Copy each line below exactly and leave the pictures out.
————
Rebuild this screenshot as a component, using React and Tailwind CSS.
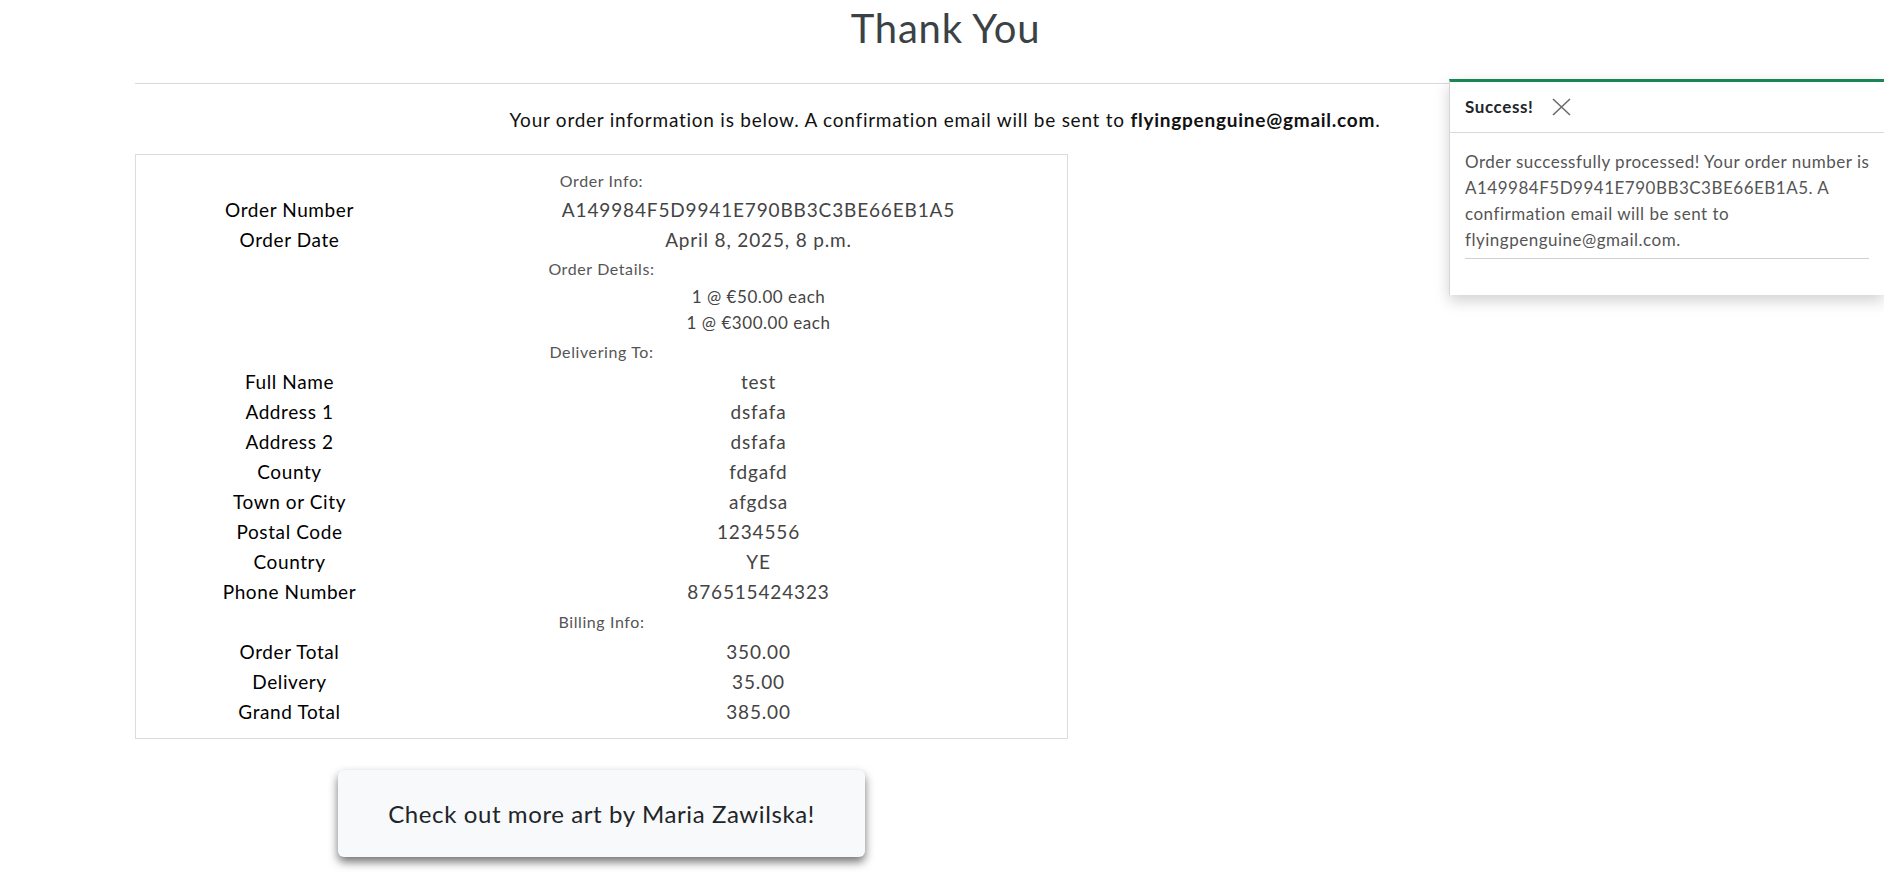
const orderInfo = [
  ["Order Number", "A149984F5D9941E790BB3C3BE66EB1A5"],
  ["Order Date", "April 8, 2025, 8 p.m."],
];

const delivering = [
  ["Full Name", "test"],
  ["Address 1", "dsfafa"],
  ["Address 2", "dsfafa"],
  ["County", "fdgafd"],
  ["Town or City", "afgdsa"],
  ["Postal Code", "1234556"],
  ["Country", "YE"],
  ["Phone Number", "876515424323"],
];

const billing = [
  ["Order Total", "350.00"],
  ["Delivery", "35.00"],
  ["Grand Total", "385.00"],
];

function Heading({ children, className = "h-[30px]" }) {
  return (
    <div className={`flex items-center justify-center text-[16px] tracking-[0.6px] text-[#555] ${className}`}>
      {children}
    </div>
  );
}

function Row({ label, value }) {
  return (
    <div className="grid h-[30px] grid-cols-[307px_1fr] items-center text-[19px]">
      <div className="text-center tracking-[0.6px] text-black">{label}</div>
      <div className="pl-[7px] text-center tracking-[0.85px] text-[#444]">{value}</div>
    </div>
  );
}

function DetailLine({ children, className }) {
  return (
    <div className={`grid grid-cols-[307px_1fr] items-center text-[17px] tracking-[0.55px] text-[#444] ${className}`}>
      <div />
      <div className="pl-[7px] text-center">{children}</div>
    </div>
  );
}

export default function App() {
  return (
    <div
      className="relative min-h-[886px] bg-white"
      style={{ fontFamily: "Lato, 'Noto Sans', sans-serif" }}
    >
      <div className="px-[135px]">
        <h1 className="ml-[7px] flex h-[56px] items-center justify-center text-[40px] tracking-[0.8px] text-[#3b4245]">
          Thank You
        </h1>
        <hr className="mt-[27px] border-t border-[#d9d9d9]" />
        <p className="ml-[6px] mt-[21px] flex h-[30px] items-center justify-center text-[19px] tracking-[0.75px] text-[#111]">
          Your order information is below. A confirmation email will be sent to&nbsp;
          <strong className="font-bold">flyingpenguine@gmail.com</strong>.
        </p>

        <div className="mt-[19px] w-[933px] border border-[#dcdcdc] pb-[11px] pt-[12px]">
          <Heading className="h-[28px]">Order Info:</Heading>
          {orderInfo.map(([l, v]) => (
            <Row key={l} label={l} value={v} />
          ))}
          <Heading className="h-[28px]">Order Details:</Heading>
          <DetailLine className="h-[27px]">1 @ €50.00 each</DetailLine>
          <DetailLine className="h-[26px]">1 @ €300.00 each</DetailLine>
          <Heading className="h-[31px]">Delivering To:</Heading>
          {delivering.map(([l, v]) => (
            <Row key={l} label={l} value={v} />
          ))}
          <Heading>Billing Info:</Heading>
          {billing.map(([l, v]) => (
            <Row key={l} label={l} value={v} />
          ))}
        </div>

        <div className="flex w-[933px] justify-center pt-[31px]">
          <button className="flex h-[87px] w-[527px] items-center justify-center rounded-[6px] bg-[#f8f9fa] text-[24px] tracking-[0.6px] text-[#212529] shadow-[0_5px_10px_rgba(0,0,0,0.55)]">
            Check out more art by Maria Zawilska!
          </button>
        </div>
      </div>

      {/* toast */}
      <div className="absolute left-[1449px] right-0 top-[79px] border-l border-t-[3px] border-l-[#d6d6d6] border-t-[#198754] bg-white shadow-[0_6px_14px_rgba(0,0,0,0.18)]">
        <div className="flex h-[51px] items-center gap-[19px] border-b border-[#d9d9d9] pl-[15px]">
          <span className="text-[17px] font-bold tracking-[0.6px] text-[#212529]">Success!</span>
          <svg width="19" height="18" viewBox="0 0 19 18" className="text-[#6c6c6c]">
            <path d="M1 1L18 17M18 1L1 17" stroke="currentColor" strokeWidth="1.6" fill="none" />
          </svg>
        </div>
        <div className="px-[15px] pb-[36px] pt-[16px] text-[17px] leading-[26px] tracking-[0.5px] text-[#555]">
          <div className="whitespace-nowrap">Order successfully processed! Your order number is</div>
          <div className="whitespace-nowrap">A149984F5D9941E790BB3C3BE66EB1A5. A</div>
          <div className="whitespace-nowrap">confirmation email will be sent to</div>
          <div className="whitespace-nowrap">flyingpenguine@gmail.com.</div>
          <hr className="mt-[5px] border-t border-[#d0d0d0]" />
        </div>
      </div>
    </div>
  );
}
————
_Response:_
Rebuild this screenshot as a component, using React and Tailwind CSS.
const orderInfo = [
  ["Order Number", "A149984F5D9941E790BB3C3BE66EB1A5"],
  ["Order Date", "April 8, 2025, 8 p.m."],
];

const delivering = [
  ["Full Name", "test"],
  ["Address 1", "dsfafa"],
  ["Address 2", "dsfafa"],
  ["County", "fdgafd"],
  ["Town or City", "afgdsa"],
  ["Postal Code", "1234556"],
  ["Country", "YE"],
  ["Phone Number", "876515424323"],
];

const billing = [
  ["Order Total", "350.00"],
  ["Delivery", "35.00"],
  ["Grand Total", "385.00"],
];

function Heading({ children, className = "h-[30px]" }) {
  return (
    <div className={`flex items-center justify-center text-[16px] tracking-[0.6px] text-[#555] ${className}`}>
      {children}
    </div>
  );
}

function Row({ label, value }) {
  return (
    <div className="grid h-[30px] grid-cols-[307px_1fr] items-center text-[19px]">
      <div className="text-center tracking-[0.6px] text-black">{label}</div>
      <div className="pl-[7px] text-center tracking-[0.85px] text-[#444]">{value}</div>
    </div>
  );
}

function DetailLine({ children, className }) {
  return (
    <div className={`grid grid-cols-[307px_1fr] items-center text-[17px] tracking-[0.55px] text-[#444] ${className}`}>
      <div />
      <div className="pl-[7px] text-center">{children}</div>
    </div>
  );
}

export default function App() {
  return (
    <div
      className="relative min-h-[886px] bg-white"
      style={{ fontFamily: "Lato, 'Noto Sans', sans-serif" }}
    >
      <div className="px-[135px]">
        <h1 className="ml-[7px] flex h-[56px] items-center justify-center text-[40px] tracking-[0.8px] text-[#3b4245]">
          Thank You
        </h1>
        <hr className="mt-[27px] border-t border-[#d9d9d9]" />
        <p className="ml-[6px] mt-[21px] flex h-[30px] items-center justify-center text-[19px] tracking-[0.75px] text-[#111]">
          Your order information is below. A confirmation email will be sent to&nbsp;
          <strong className="font-bold">flyingpenguine@gmail.com</strong>.
        </p>

        <div className="mt-[19px] w-[933px] border border-[#dcdcdc] pb-[11px] pt-[12px]">
          <Heading className="h-[28px]">Order Info:</Heading>
          {orderInfo.map(([l, v]) => (
            <Row key={l} label={l} value={v} />
          ))}
          <Heading className="h-[28px]">Order Details:</Heading>
          <DetailLine className="h-[27px]">1 @ €50.00 each</DetailLine>
          <DetailLine className="h-[26px]">1 @ €300.00 each</DetailLine>
          <Heading className="h-[31px]">Delivering To:</Heading>
          {delivering.map(([l, v]) => (
            <Row key={l} label={l} value={v} />
          ))}
          <Heading>Billing Info:</Heading>
          {billing.map(([l, v]) => (
            <Row key={l} label={l} value={v} />
          ))}
        </div>

        <div className="flex w-[933px] justify-center pt-[31px]">
          <button className="flex h-[87px] w-[527px] items-center justify-center rounded-[6px] bg-[#f8f9fa] text-[24px] tracking-[0.6px] text-[#212529] shadow-[0_5px_10px_rgba(0,0,0,0.55)]">
            Check out more art by Maria Zawilska!
          </button>
        </div>
      </div>

      {/* toast */}
      <div className="absolute left-[1449px] right-0 top-[79px] border-l border-t-[3px] border-l-[#d6d6d6] border-t-[#198754] bg-white shadow-[0_6px_14px_rgba(0,0,0,0.18)]">
        <div className="flex h-[51px] items-center gap-[19px] border-b border-[#d9d9d9] pl-[15px]">
          <span className="text-[17px] font-bold tracking-[0.6px] text-[#212529]">Success!</span>
          <svg width="19" height="18" viewBox="0 0 19 18" className="text-[#6c6c6c]">
            <path d="M1 1L18 17M18 1L1 17" stroke="currentColor" strokeWidth="1.6" fill="none" />
          </svg>
        </div>
        <div className="px-[15px] pb-[36px] pt-[16px] text-[17px] leading-[26px] tracking-[0.5px] text-[#555]">
          <div className="whitespace-nowrap">Order successfully processed! Your order number is</div>
          <div className="whitespace-nowrap">A149984F5D9941E790BB3C3BE66EB1A5. A</div>
          <div className="whitespace-nowrap">confirmation email will be sent to</div>
          <div className="whitespace-nowrap">flyingpenguine@gmail.com.</div>
          <hr className="mt-[5px] border-t border-[#d0d0d0]" />
        </div>
      </div>
    </div>
  );
}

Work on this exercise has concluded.